• [OBJECTIVE]
Copy out the listing that follows, exactly, without its pictures.

• [AVAILABLE DATA]
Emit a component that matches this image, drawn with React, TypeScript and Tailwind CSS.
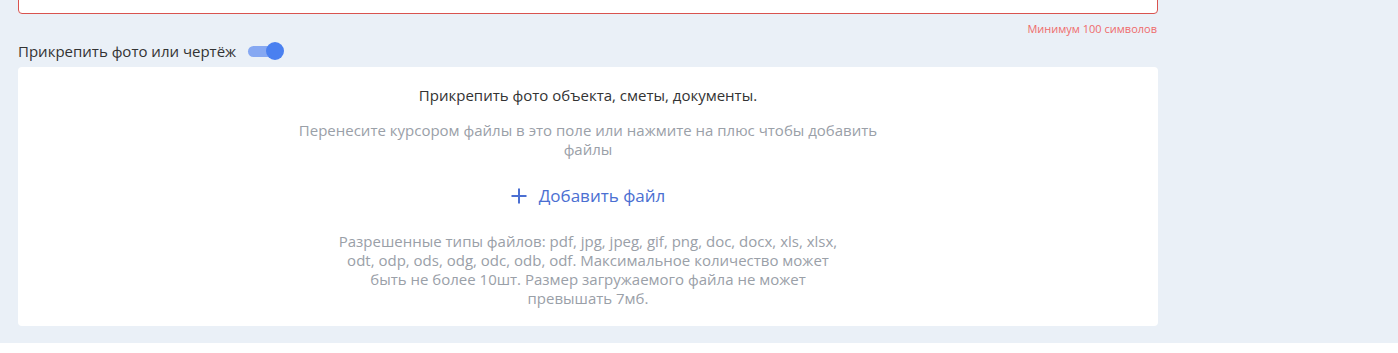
export default function App() {
  return (
    <div
      className="min-h-[353px] bg-[#eaf0f7] text-[#333]"
      style={{ fontFamily: '"Open Sans", "Noto Sans", sans-serif' }}
    >
      <div className="w-[1140px] ml-[18px]">
        {/* textarea bottom edge */}
        <div className="-mt-[10px] h-[24px] rounded-[4px] border border-[#d9534f] bg-white" />
        <div className="mt-[8px] text-right text-[11px] leading-[14px] text-[#ef6b6b] pr-[1px]">
          Минимум 100 символов
        </div>

        <div className="mt-[5px] flex items-center gap-[12px]">
          <span className="text-[15px] leading-[20px] text-[#333]">Прикрепить фото или чертёж</span>
          <div className="relative h-[18px] w-[36px]">
            <div className="absolute left-0 top-[4px] h-[11px] w-[34px] rounded-full bg-[#86a8f2]" />
            <div className="absolute right-0 top-0 h-[18px] w-[18px] rounded-full bg-[#4a80f0]" />
          </div>
        </div>

        <div className="mt-[6px] flex h-[259px] flex-col items-center rounded-[4px] bg-white pt-[18px] text-center">
          <div className="text-[15px] leading-[20px] text-[#333]">
            Прикрепить фото объекта, сметы, документы.
          </div>
          <div className="mt-[16px] w-[600px] text-[15px] leading-[19px] text-[#9aa0a8]">
            Перенесите курсором файлы в это поле или нажмите на плюс чтобы добавить файлы
          </div>
          <button className="mt-[26px] flex items-center gap-[12px] text-[17px] leading-[22px] text-[#4b6fd2]">
            <svg width="16" height="16" viewBox="0 0 16 16" fill="none">
              <path d="M8 0.5V15.5M0.5 8H15.5" stroke="#4b6fd2" strokeWidth="2" />
            </svg>
            Добавить файл
          </button>
          <div className="mt-[25px] w-[515px] text-[15px] leading-[19px] text-[#9aa0a8]">
            Разрешенные типы файлов: pdf, jpg, jpeg, gif, png, doc, docx, xls, xlsx, odt, odp, ods, odg, odc, odb, odf. Максимальное количество может быть не более 10шт. Размер загружаемого файла не может превышать 7мб.
          </div>
        </div>
      </div>
    </div>
  );
}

• [COMPLETE ANSWER]
Emit a component that matches this image, drawn with React, TypeScript and Tailwind CSS.
export default function App() {
  return (
    <div
      className="min-h-[353px] bg-[#eaf0f7] text-[#333]"
      style={{ fontFamily: '"Open Sans", "Noto Sans", sans-serif' }}
    >
      <div className="w-[1140px] ml-[18px]">
        {/* textarea bottom edge */}
        <div className="-mt-[10px] h-[24px] rounded-[4px] border border-[#d9534f] bg-white" />
        <div className="mt-[8px] text-right text-[11px] leading-[14px] text-[#ef6b6b] pr-[1px]">
          Минимум 100 символов
        </div>

        <div className="mt-[5px] flex items-center gap-[12px]">
          <span className="text-[15px] leading-[20px] text-[#333]">Прикрепить фото или чертёж</span>
          <div className="relative h-[18px] w-[36px]">
            <div className="absolute left-0 top-[4px] h-[11px] w-[34px] rounded-full bg-[#86a8f2]" />
            <div className="absolute right-0 top-0 h-[18px] w-[18px] rounded-full bg-[#4a80f0]" />
          </div>
        </div>

        <div className="mt-[6px] flex h-[259px] flex-col items-center rounded-[4px] bg-white pt-[18px] text-center">
          <div className="text-[15px] leading-[20px] text-[#333]">
            Прикрепить фото объекта, сметы, документы.
          </div>
          <div className="mt-[16px] w-[600px] text-[15px] leading-[19px] text-[#9aa0a8]">
            Перенесите курсором файлы в это поле или нажмите на плюс чтобы добавить файлы
          </div>
          <button className="mt-[26px] flex items-center gap-[12px] text-[17px] leading-[22px] text-[#4b6fd2]">
            <svg width="16" height="16" viewBox="0 0 16 16" fill="none">
              <path d="M8 0.5V15.5M0.5 8H15.5" stroke="#4b6fd2" strokeWidth="2" />
            </svg>
            Добавить файл
          </button>
          <div className="mt-[25px] w-[515px] text-[15px] leading-[19px] text-[#9aa0a8]">
            Разрешенные типы файлов: pdf, jpg, jpeg, gif, png, doc, docx, xls, xlsx, odt, odp, ods, odg, odc, odb, odf. Максимальное количество может быть не более 10шт. Размер загружаемого файла не может превышать 7мб.
          </div>
        </div>
      </div>
    </div>
  );
}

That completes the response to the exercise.